> **EXERCISE DIRECTIONS**
Transcribe the listing that follows in full, omitting pictures.

> **AVAILABLE DATA**
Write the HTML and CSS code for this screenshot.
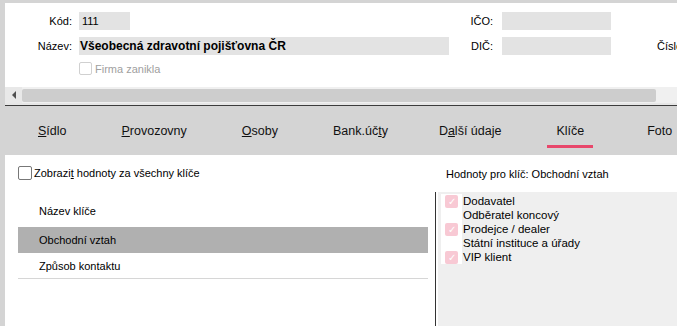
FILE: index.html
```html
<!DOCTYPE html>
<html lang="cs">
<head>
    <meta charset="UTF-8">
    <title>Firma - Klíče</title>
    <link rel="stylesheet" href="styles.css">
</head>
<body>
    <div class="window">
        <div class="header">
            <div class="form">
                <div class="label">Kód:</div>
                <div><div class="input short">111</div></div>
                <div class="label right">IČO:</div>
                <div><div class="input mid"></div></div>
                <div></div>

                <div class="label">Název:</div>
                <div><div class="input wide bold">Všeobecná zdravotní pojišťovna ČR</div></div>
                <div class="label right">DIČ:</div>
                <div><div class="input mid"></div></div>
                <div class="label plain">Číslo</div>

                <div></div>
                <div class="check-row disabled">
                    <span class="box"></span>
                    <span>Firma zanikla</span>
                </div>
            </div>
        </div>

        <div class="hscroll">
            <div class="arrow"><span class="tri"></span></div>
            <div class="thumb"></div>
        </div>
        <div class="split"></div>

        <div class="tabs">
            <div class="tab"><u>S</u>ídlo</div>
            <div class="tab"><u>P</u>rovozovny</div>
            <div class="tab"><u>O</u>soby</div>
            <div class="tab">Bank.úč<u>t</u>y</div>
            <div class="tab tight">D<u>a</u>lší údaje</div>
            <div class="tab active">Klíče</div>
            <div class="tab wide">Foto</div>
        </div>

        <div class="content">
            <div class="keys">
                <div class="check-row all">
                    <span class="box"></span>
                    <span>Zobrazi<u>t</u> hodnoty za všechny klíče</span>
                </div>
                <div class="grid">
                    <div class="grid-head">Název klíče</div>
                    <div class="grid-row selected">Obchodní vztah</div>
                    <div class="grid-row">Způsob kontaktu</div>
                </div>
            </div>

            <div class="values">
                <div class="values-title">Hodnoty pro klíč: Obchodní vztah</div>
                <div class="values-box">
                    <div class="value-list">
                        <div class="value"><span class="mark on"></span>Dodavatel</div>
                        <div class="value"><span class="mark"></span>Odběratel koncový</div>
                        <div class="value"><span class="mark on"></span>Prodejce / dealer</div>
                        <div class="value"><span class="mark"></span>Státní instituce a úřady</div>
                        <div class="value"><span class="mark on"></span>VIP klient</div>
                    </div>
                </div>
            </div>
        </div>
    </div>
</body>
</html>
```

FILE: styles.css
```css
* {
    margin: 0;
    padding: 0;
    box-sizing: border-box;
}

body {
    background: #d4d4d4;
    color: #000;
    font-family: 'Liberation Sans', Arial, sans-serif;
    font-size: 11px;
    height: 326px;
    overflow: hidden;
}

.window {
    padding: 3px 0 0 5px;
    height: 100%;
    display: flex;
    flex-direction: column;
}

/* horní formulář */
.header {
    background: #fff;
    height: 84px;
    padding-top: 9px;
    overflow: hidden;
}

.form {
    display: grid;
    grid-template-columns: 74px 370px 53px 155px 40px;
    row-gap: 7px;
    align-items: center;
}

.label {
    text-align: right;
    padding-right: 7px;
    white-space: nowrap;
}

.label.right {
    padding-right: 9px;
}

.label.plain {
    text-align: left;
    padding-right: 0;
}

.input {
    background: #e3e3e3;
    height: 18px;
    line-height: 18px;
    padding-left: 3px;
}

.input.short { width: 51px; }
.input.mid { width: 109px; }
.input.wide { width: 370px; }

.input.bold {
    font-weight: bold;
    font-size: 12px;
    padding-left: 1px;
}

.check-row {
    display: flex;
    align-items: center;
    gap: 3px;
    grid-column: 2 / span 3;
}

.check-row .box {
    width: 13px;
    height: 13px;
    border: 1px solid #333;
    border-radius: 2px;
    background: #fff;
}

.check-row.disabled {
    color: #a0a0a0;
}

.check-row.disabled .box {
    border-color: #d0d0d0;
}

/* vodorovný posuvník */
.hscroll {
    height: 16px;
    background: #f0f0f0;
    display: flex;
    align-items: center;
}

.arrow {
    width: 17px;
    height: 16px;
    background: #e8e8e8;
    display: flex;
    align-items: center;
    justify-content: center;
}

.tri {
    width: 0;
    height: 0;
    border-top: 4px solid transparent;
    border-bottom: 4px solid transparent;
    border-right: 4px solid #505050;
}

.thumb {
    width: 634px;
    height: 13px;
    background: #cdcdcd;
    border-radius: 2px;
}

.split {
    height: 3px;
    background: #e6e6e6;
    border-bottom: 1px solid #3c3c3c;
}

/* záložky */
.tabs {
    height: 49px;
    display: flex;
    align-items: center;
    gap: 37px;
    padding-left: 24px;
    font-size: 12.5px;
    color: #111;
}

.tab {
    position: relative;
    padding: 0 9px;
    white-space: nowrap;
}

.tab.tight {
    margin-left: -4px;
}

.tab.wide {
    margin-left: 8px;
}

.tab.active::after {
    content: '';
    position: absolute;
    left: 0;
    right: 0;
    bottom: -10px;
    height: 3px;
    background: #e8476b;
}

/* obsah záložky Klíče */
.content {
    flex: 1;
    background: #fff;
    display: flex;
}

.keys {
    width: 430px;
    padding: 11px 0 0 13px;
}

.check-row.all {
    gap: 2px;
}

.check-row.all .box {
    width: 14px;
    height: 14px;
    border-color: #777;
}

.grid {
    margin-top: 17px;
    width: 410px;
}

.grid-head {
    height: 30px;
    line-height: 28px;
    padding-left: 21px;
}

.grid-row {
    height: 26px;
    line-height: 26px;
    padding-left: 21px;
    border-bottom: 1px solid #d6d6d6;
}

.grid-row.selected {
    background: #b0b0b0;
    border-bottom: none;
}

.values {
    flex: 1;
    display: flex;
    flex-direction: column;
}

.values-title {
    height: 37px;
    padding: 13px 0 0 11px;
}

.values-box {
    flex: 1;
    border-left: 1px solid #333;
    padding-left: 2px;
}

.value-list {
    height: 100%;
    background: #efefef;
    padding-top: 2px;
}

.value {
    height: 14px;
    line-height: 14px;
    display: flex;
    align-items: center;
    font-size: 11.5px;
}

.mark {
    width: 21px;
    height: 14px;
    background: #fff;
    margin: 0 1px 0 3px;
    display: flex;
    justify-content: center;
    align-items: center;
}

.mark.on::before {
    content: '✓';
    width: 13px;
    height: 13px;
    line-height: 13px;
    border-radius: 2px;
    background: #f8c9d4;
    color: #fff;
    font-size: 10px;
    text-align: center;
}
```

> **ANSWER TO THE TASK**
Write the HTML and CSS code for this screenshot.
FILE: index.html
```html
<!DOCTYPE html>
<html lang="cs">
<head>
    <meta charset="UTF-8">
    <title>Firma - Klíče</title>
    <link rel="stylesheet" href="styles.css">
</head>
<body>
    <div class="window">
        <div class="header">
            <div class="form">
                <div class="label">Kód:</div>
                <div><div class="input short">111</div></div>
                <div class="label right">IČO:</div>
                <div><div class="input mid"></div></div>
                <div></div>

                <div class="label">Název:</div>
                <div><div class="input wide bold">Všeobecná zdravotní pojišťovna ČR</div></div>
                <div class="label right">DIČ:</div>
                <div><div class="input mid"></div></div>
                <div class="label plain">Číslo</div>

                <div></div>
                <div class="check-row disabled">
                    <span class="box"></span>
                    <span>Firma zanikla</span>
                </div>
            </div>
        </div>

        <div class="hscroll">
            <div class="arrow"><span class="tri"></span></div>
            <div class="thumb"></div>
        </div>
        <div class="split"></div>

        <div class="tabs">
            <div class="tab"><u>S</u>ídlo</div>
            <div class="tab"><u>P</u>rovozovny</div>
            <div class="tab"><u>O</u>soby</div>
            <div class="tab">Bank.úč<u>t</u>y</div>
            <div class="tab tight">D<u>a</u>lší údaje</div>
            <div class="tab active">Klíče</div>
            <div class="tab wide">Foto</div>
        </div>

        <div class="content">
            <div class="keys">
                <div class="check-row all">
                    <span class="box"></span>
                    <span>Zobrazi<u>t</u> hodnoty za všechny klíče</span>
                </div>
                <div class="grid">
                    <div class="grid-head">Název klíče</div>
                    <div class="grid-row selected">Obchodní vztah</div>
                    <div class="grid-row">Způsob kontaktu</div>
                </div>
            </div>

            <div class="values">
                <div class="values-title">Hodnoty pro klíč: Obchodní vztah</div>
                <div class="values-box">
                    <div class="value-list">
                        <div class="value"><span class="mark on"></span>Dodavatel</div>
                        <div class="value"><span class="mark"></span>Odběratel koncový</div>
                        <div class="value"><span class="mark on"></span>Prodejce / dealer</div>
                        <div class="value"><span class="mark"></span>Státní instituce a úřady</div>
                        <div class="value"><span class="mark on"></span>VIP klient</div>
                    </div>
                </div>
            </div>
        </div>
    </div>
</body>
</html>
```

FILE: styles.css
```css
* {
    margin: 0;
    padding: 0;
    box-sizing: border-box;
}

body {
    background: #d4d4d4;
    color: #000;
    font-family: 'Liberation Sans', Arial, sans-serif;
    font-size: 11px;
    height: 326px;
    overflow: hidden;
}

.window {
    padding: 3px 0 0 5px;
    height: 100%;
    display: flex;
    flex-direction: column;
}

/* horní formulář */
.header {
    background: #fff;
    height: 84px;
    padding-top: 9px;
    overflow: hidden;
}

.form {
    display: grid;
    grid-template-columns: 74px 370px 53px 155px 40px;
    row-gap: 7px;
    align-items: center;
}

.label {
    text-align: right;
    padding-right: 7px;
    white-space: nowrap;
}

.label.right {
    padding-right: 9px;
}

.label.plain {
    text-align: left;
    padding-right: 0;
}

.input {
    background: #e3e3e3;
    height: 18px;
    line-height: 18px;
    padding-left: 3px;
}

.input.short { width: 51px; }
.input.mid { width: 109px; }
.input.wide { width: 370px; }

.input.bold {
    font-weight: bold;
    font-size: 12px;
    padding-left: 1px;
}

.check-row {
    display: flex;
    align-items: center;
    gap: 3px;
    grid-column: 2 / span 3;
}

.check-row .box {
    width: 13px;
    height: 13px;
    border: 1px solid #333;
    border-radius: 2px;
    background: #fff;
}

.check-row.disabled {
    color: #a0a0a0;
}

.check-row.disabled .box {
    border-color: #d0d0d0;
}

/* vodorovný posuvník */
.hscroll {
    height: 16px;
    background: #f0f0f0;
    display: flex;
    align-items: center;
}

.arrow {
    width: 17px;
    height: 16px;
    background: #e8e8e8;
    display: flex;
    align-items: center;
    justify-content: center;
}

.tri {
    width: 0;
    height: 0;
    border-top: 4px solid transparent;
    border-bottom: 4px solid transparent;
    border-right: 4px solid #505050;
}

.thumb {
    width: 634px;
    height: 13px;
    background: #cdcdcd;
    border-radius: 2px;
}

.split {
    height: 3px;
    background: #e6e6e6;
    border-bottom: 1px solid #3c3c3c;
}

/* záložky */
.tabs {
    height: 49px;
    display: flex;
    align-items: center;
    gap: 37px;
    padding-left: 24px;
    font-size: 12.5px;
    color: #111;
}

.tab {
    position: relative;
    padding: 0 9px;
    white-space: nowrap;
}

.tab.tight {
    margin-left: -4px;
}

.tab.wide {
    margin-left: 8px;
}

.tab.active::after {
    content: '';
    position: absolute;
    left: 0;
    right: 0;
    bottom: -10px;
    height: 3px;
    background: #e8476b;
}

/* obsah záložky Klíče */
.content {
    flex: 1;
    background: #fff;
    display: flex;
}

.keys {
    width: 430px;
    padding: 11px 0 0 13px;
}

.check-row.all {
    gap: 2px;
}

.check-row.all .box {
    width: 14px;
    height: 14px;
    border-color: #777;
}

.grid {
    margin-top: 17px;
    width: 410px;
}

.grid-head {
    height: 30px;
    line-height: 28px;
    padding-left: 21px;
}

.grid-row {
    height: 26px;
    line-height: 26px;
    padding-left: 21px;
    border-bottom: 1px solid #d6d6d6;
}

.grid-row.selected {
    background: #b0b0b0;
    border-bottom: none;
}

.values {
    flex: 1;
    display: flex;
    flex-direction: column;
}

.values-title {
    height: 37px;
    padding: 13px 0 0 11px;
}

.values-box {
    flex: 1;
    border-left: 1px solid #333;
    padding-left: 2px;
}

.value-list {
    height: 100%;
    background: #efefef;
    padding-top: 2px;
}

.value {
    height: 14px;
    line-height: 14px;
    display: flex;
    align-items: center;
    font-size: 11.5px;
}

.mark {
    width: 21px;
    height: 14px;
    background: #fff;
    margin: 0 1px 0 3px;
    display: flex;
    justify-content: center;
    align-items: center;
}

.mark.on::before {
    content: '✓';
    width: 13px;
    height: 13px;
    line-height: 13px;
    border-radius: 2px;
    background: #f8c9d4;
    color: #fff;
    font-size: 10px;
    text-align: center;
}
```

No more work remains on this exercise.